Du point de vue de la santé physique : Lors de l’excision, les jeunes filles subissent souvent une mutilation sans anesthésie, ce qui engendre des douleurs extrêmes et un traumatisme immédiat, parfois accompagné d’hémorragies incontrôlables pouvant occasionner la mort. 

 Réalisée dans des conditions d’hygiène souvent précaires et avec des outils non stériles, elle expose également les victimes à des infections urinaires chroniques, au tétanos et aux risques de transmission du VIH.

Du point de vue mentale : Au-delà des blessures physiques apparentes, l’excision provoque un traumatisme psychologique c’est-à-dire un choc profond et souvent irréversible. Ce geste, souvent justifié par des traditions ou des normes culturelles, laisse des cicatrices invisibles (la dépression et les troubles de la sexualité) qui marquent durablement l’esprit des victimes.

Du point de vue sociale : En plus des souffrances physiques et psychologiques qu’elle engendre, l’excision fragilise également les liens sociaux et communautaires.

Comme en témoigne Kady nom d’emprunt « C’est vrai que ma grande sœur qui a subi l’excision avec moi a eu beaucoup de mal quand elle voulait accoucher. Elle a failli perdre la vie. On lui a dit que c’est à cause des MGF. Moi, je crains même qu’on me touche. Je n’arrive pas à rester avec un petit copain parce que j’ai peur au niveau ‘intimité’ ».

Compte tenu de la baisse du taux d’excision grâce aux campagnes de sensibilisation et aux efforts du gouvernement, et face aux graves conséquences de cette pratique sur la santé et les droits humains, peut-on réellement imaginer que le Président appellerait à légitimer l’excision ? Que voulait-il signifier par son appel au “retour à la source” ?

Le contenu du message : valeurs traditionnelles positives.

L’appel du président au “retour à la source” peut prêter à diverses interprétations, parfois détournées pour légitimer des pratiques néfastes comme l’excision. Pourtant, il est essentiel de souligner que cet appel vise à promouvoir les valeurs fondamentales et positives de nos traditions, et non à encourager des pratiques qui mettent des vies en péril.

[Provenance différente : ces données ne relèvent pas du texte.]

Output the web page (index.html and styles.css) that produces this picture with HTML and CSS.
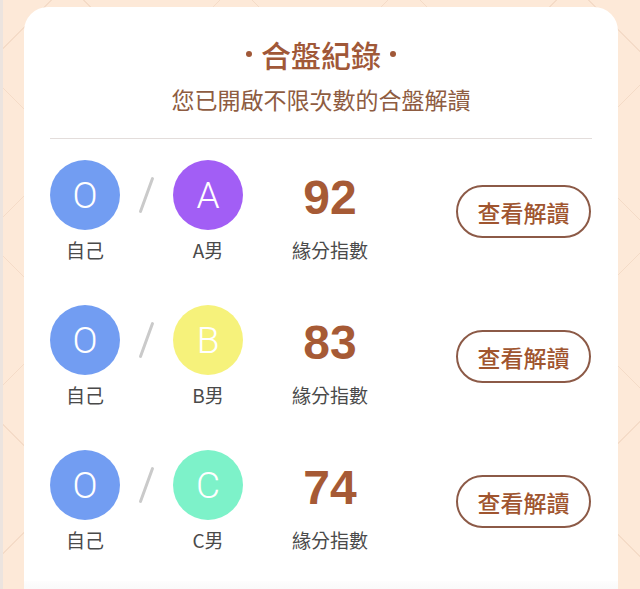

Un retour à la source ne doit pas être un retour à des pratiques génératrices de souffrance et d’injustice, mais une réappropriation des valeurs culturelles positives, telles que la solidarité, l’hospitalité et le renforcement des liens familiaux. 

L’excision, comme évoqué précédemment, ne peut incarner ces valeurs traditionnelles positives. Elle porte atteinte à la dignité des femmes, qui sont pourtant les piliers de nos communautés. Elle affaiblit les familles en compromettant la santé, la sexualité et le bien-être des femmes, et freine l’épanouissement collectif. Une société qui mutile ses membres ne peut aspirer à un développement harmonieux.

Le retour à la source, défendu par le président, offre l’opportunité de réexaminer nos pratiques culturelles. C’est un moment pour préserver ce qui élève nos sociétés et rejeter ce qui les nuit. L’excision ne doit plus avoir sa place dans nos vies.

Nous appelons donc toute la population burkinabè à rejeter toute lecture erronée ou négative de ce message. Mobilisons-nous pour promouvoir une culture qui honore les femmes, protège leur intégrité physique et psychologique, et soutient leur rôle central dans nos communautés. Le “retour à la source” est une opportunité de bâtir une société juste et harmonieuse, en phase avec les aspirations de progrès et de respect mutuel.